Problem statement -
State the number of lines that include the string "React", and write nothing else.

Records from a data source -
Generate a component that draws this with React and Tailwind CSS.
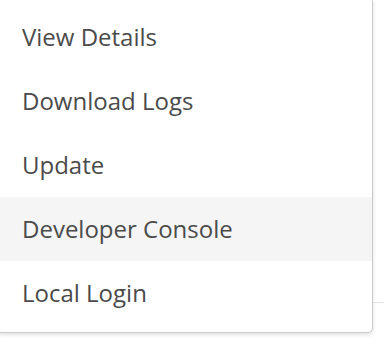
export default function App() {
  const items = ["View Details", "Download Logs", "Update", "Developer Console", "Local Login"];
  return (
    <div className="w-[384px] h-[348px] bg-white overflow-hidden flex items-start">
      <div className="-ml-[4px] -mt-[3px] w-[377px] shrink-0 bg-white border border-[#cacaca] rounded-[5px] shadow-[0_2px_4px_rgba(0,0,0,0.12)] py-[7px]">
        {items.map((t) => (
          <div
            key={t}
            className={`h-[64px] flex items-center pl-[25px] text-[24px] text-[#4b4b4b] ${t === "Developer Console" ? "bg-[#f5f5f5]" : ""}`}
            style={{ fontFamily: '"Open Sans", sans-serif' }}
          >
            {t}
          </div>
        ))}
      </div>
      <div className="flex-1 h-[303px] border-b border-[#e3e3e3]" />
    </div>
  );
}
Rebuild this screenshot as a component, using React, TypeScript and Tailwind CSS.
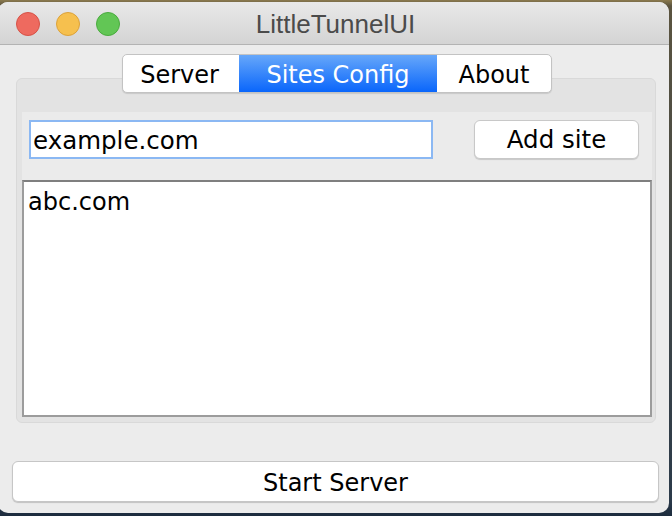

Response to this exercise -
2